Houve um tempo em que, para ser mais rápido, o piloto precisava saber quando frear, como contornar uma curva, como acelerar antes. Precisava também de coragem para chegar ao limite do carro. Agora, a Stock Car brasileira exige mais uma habilidade para seus inscritos: o talento de implorar atenção na internet.
A novidade será implantada neste domingo (2), na Corrida do Milhão, que acontece em Curitiba. Batizado de Hero Push, em ação conjunta com uma patrocinadora, o mecanismo dá direito de um “push” a mais durante a prova para os pilotos mais votados no site oficial e no aplicativo da categoria.
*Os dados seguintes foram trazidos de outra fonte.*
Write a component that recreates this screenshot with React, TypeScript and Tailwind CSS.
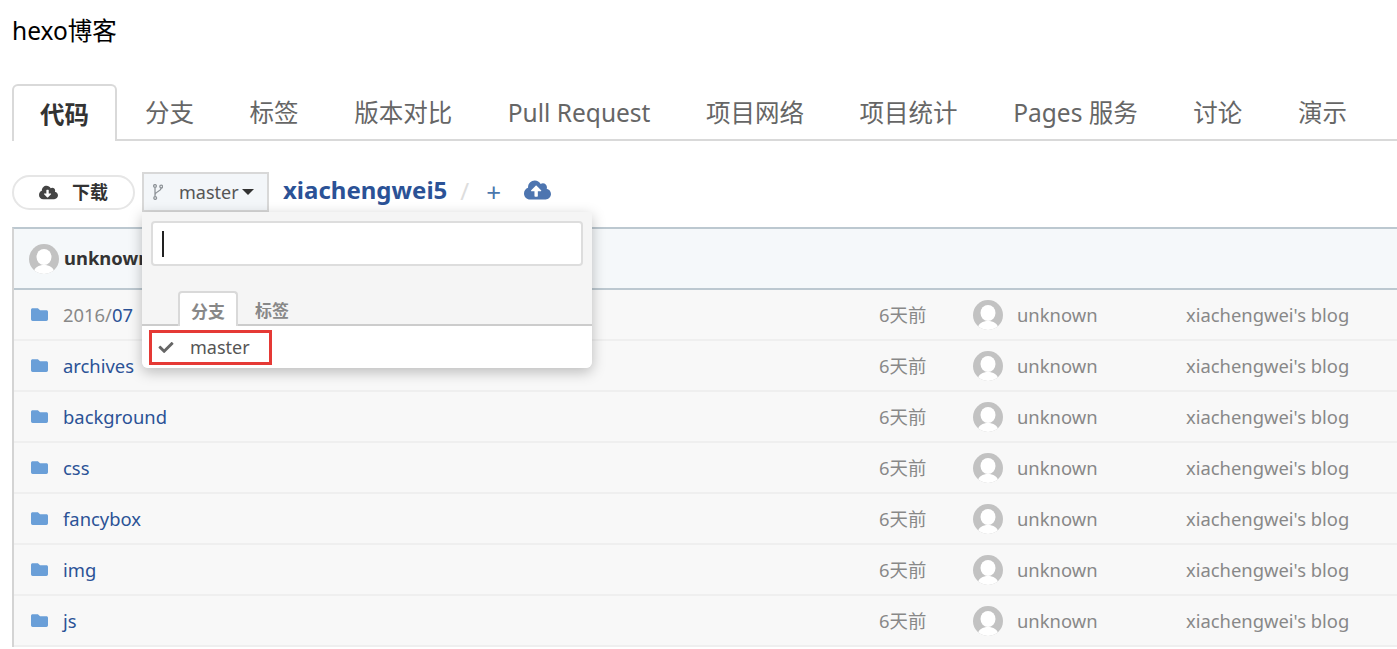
import React from 'react';
import { FaCheck, FaCloudDownloadAlt, FaCloudUploadAlt, FaFolder } from 'react-icons/fa';

const tabs = ['分支', '标签', '版本对比', 'Pull Request', '项目网络', '项目统计', 'Pages 服务', '讨论', '演示'];
const rows = ['2016/07', 'archives', 'background', 'css', 'fancybox', 'img', 'js'];

const Avatar = () => (
  <svg viewBox="0 0 30 30" className="h-[30px] w-[30px] shrink-0">
    <defs>
      <clipPath id="avatar-clip">
        <circle cx="15" cy="15" r="15" />
      </clipPath>
    </defs>
    <g clipPath="url(#avatar-clip)">
      <rect width="30" height="30" fill="#c2c2c2" />
      <ellipse cx="15" cy="13" rx="7.5" ry="8" fill="#fff" />
      <path d="M4 30c1-7 6-9 11-9s10 2 11 9z" fill="#fff" />
    </g>
  </svg>
);

const BranchIcon = () => (
  <svg viewBox="0 0 10 16" className="h-[16px] w-[10px]" fill="none" stroke="#8f9499" strokeWidth="1.3">
    <circle cx="2" cy="2" r="1.4" />
    <circle cx="8.2" cy="2.6" r="1.4" />
    <circle cx="2.2" cy="14" r="1.4" />
    <path d="M2 3.4v9.2M8.2 4c0 3.5-6 3.5-6 6.5" />
  </svg>
);

export default function App() {
  return (
    <div className="h-screen overflow-hidden bg-white font-['Noto_Sans','Noto_Sans_CJK_SC',sans-serif]">
      <h1 className="pl-3 pt-[13px] text-[24.5px] leading-[36px] text-black">hexo博客</h1>

      {/* Tabs */}
      <div className="ml-3 mt-[35px] flex h-[57px] border-b-2 border-[#d9d9d9] text-[24.5px]">
        <div className="-mb-[2px] flex h-[57px] w-[105px] shrink-0 items-center justify-center rounded-t-[6px] border-2 border-b-0 border-[#d9d9d9] bg-white pt-[3px] font-bold text-[#333]">
          代码
        </div>
        <div className="flex pl-[28px]">
          {tabs.map((tab) => (
            <div key={tab} className="mr-[55.6px] flex items-center whitespace-nowrap pt-[4px] text-[#666]">
              {tab}
            </div>
          ))}
        </div>
      </div>

      {/* Toolbar */}
      <div className="relative ml-3 mt-[31px] flex h-[40px] items-center">
        <button className="flex h-[35px] w-[123px] items-center justify-center gap-[14px] rounded-full border-2 border-[#e6e6e6] bg-white text-[18px] font-bold text-[#333]">
          <FaCloudDownloadAlt className="h-[19px] w-[19px] text-[#444]" />
          下载
        </button>
        <button className="ml-[7px] flex h-[40px] w-[127px] items-center rounded-none border-2 border-[#d8d8d8] bg-[#f3f6f9] pl-[9px] text-[18px] text-[#555]">
          <BranchIcon />
          <span className="ml-[16px]">master</span>
          <span className="ml-[3px] h-0 w-0 border-x-[6px] border-t-[6px] border-x-transparent border-t-[#333]" />
        </button>
        <span className="ml-[14px] pb-[4px] text-[24px] font-bold text-[#2b5296]">xiachengwei5</span>
        <span className="ml-[13px] pb-[2px] text-[24px] text-[#ddd]">/</span>
        <span className="ml-[17px] text-[26px] leading-none text-[#4a77ad]">+</span>
        <FaCloudUploadAlt className="mb-[4px] ml-[23px] h-[26px] w-[27px] text-[#4d75b0]" />

        {/* Branch dropdown */}
        <div className="absolute left-[130px] top-[40px] z-10 h-[156px] w-[450px] rounded-b-[6px] bg-[#f5f5f5] shadow-[0_4px_14px_rgba(0,0,0,0.25)]">
          <div className="mx-[9px] mt-[9px] flex h-[45px] items-center rounded-[4px] border-2 border-[#ddd] bg-white pl-[9px]">
            <span className="h-[26px] w-[2px] bg-[#222]" />
          </div>
          <div className="mt-[25px] flex h-[35px] border-b-2 border-[#ccc] pl-[36px] text-[17px] font-bold text-[#888]">
            <div className="-mb-[2px] flex h-[35px] w-[60px] items-center justify-center rounded-t-[4px] border-2 border-b-0 border-[#d9d9d9] bg-white pt-[4px]">
              分支
            </div>
            <div className="ml-[17px] flex items-center pt-[6px]">标签</div>
          </div>
          <div className="h-[42px] rounded-b-[6px] bg-white pl-[7px] pt-[4px]">
            <div className="flex h-[35px] w-[123px] items-center border-[3px] border-[#e53935] pl-[6px] text-[18px] text-[#555]">
              <FaCheck className="h-[15px] w-[16px] text-[#666]" />
              <span className="ml-[16px]">master</span>
            </div>
          </div>
        </div>
      </div>

      {/* File table */}
      <div className="ml-3 mr-[-10px] mt-[15px] border-l-2 border-t-2 border-[#bcc8d0] border-l-[#d4d4d4]">
        <div className="flex h-[61px] items-center border-b-2 border-[#bcc8d0] bg-[#f5f8fa] pl-[15px] text-[18.4px] font-bold text-[#333]">
          <Avatar />
          <span className="ml-[5px] pb-[2px]">unknown</span>
        </div>
        {rows.map((name) => (
          <div key={name} className="flex h-[51px] items-center border-b-2 border-[#efefef] bg-[#f8f8f8] pl-[16px] text-[18.4px] text-[#888]">
            <FaFolder className="h-[17px] w-[19px] shrink-0 text-[#6a9fd8]" />
            <span className="ml-[14px] w-[816px] shrink-0 text-[#2b5296]">
              {name === '2016/07' ? (
                <>
                  <span className="text-[#888]">2016/</span>07
                </>
              ) : (
                name
              )}
            </span>
            <span className="w-[94px] shrink-0">6天前</span>
            <Avatar />
            <span className="ml-[14px] w-[169px] shrink-0">unknown</span>
            <span className="whitespace-nowrap">xiachengwei's blog</span>
          </div>
        ))}
      </div>
    </div>
  );
}
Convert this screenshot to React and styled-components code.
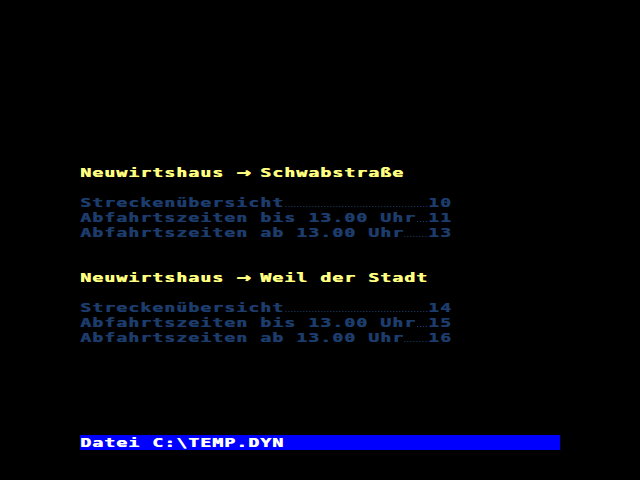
import React from 'react'
import styled, { createGlobalStyle } from 'styled-components'

// the text screen is laid out in 12px columns; glyphs are drawn narrow and stretched
const SCALE = 1.4
const COL = 12 / SCALE

const GlobalStyle = createGlobalStyle`
  html, body {
    margin: 0;
    padding: 0;
    background: #000;
  }
`

const Viewport = styled.div`
  width: 640px;
  height: 480px;
  box-sizing: border-box;
  padding: 165px 0 30px 80px;
  background: #000;
  display: flex;
  overflow: hidden;
`

const Screen = styled.div`
  width: ${40 * COL}px;
  display: flex;
  flex-direction: column;
  transform: scaleX(${SCALE});
  transform-origin: 0 0;
  font-family: "DejaVu Sans Mono", "Liberation Mono", monospace;
  font-weight: bold;
  font-size: 13px;
  line-height: 15px;
  letter-spacing: ${COL - 13 * 0.602}px;
  white-space: pre;
  text-shadow: 0.45px 0 currentColor;
`

const Section = styled.section`
  display: flex;
  flex-direction: column;
  & + & {
    margin-top: 30px;
  }
`

const Title = styled.div`
  height: 15px;
  color: #ffff80;
  margin-bottom: 15px;
`

const Arrow = styled.span`
  display: inline-block;
  width: ${COL}px;
  text-align: center;
  font-size: 17px;
  letter-spacing: 0;
  vertical-align: top;
  line-height: 14px;
`

const Entry = styled.div`
  display: flex;
  width: ${31 * COL}px;
  height: 15px;
  color: #1c3c6c;
`

const Leader = styled.span`
  flex: 1;
  background-image: linear-gradient(to right, #1e4070 ${1 / SCALE}px, transparent ${1 / SCALE}px);
  background-size: ${3 / SCALE}px 1px;
  background-repeat: repeat-x;
  background-position: ${1 / SCALE}px 11px;
`

const StatusBar = styled.div`
  margin-top: auto;
  height: 15px;
  background: #0000ff;
  color: #ffffff;
`

const routes = [
  {
    from: 'Neuwirtshaus',
    to: 'Schwabstraße',
    entries: [
      ['Streckenübersicht', '10'],
      ['Abfahrtszeiten bis 13.00 Uhr', '11'],
      ['Abfahrtszeiten ab 13.00 Uhr', '13'],
    ],
  },
  {
    from: 'Neuwirtshaus',
    to: 'Weil der Stadt',
    entries: [
      ['Streckenübersicht', '14'],
      ['Abfahrtszeiten bis 13.00 Uhr', '15'],
      ['Abfahrtszeiten ab 13.00 Uhr', '16'],
    ],
  },
]

export default function App() {
  return (
    <>
      <GlobalStyle />
      <Viewport>
        <Screen>
          {routes.map((r) => (
            <Section key={r.to}>
              <Title>
                {r.from} <Arrow>→</Arrow> {r.to}
              </Title>
              {r.entries.map(([label, page]) => (
                <Entry key={label + page}>
                  <span>{label}</span>
                  <Leader />
                  <span>{page}</span>
                </Entry>
              ))}
            </Section>
          ))}
          <StatusBar>Datei C:\TEMP.DYN</StatusBar>
        </Screen>
      </Viewport>
    </>
  )
}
Cada “push” habilita cerca de 100 hp de potência a mais por cerca de 16 segundos. Seis pilotos serão contemplados com a facilidade em Curitiba, e três nas próximas etapas do calendário. Exceto em duas provas, o benefício não poderá ser concedido consecutivamente para o mesmo piloto em etapas consecutivas.
A ideia não é original da categoria brasileira, mas cria da F-E, o mundial de carros elétricos da FIA. Chamado de FanBoost na categoria, ele também concede cerca de 40 hp a mais durante cinco segundos para os três mais votados do grid. O mais votado ganha o benefício nos dois carros usados durante cada corrida.
Em ambos os casos, embora possa ser determinante para a corrida, a vantagem extra não chega a tornar a competição assimétrica demais. Em outras palavras, a ajuda do fã é mais cosmética do que efetiva. Ainda assim, em nome da “interatividade”, há um movimento claro no automobilismo para transformar as corridas em concursos de beleza, ou reality shows, ou gincanas. O próximo passo, quem sabe, seria trocar comentaristas especializados pela narração de Celso Portiolli.
Como o próprio nome diz, no automobilismo, o carro quase sempre será mais importante que o piloto. É um esporte injusto, cruel e potencialmente perigoso. Exatamente como a vida. E por isso é que atrai o interesse de milhões de pessoas, há mais de um século. Mas reduzir pilotos a mendigos de “likes” deforma o caráter esportivo do evento.
Não é certo que as entidades esportivas fechem os olhos para as plataformas digitais, claro —vide a F-1, que demorou demais para perceber a mudança do mundo à sua volta. O problema agora é saber se a Stock Car é uma categoria que tem um site, ou se é um site que tem uma categoria.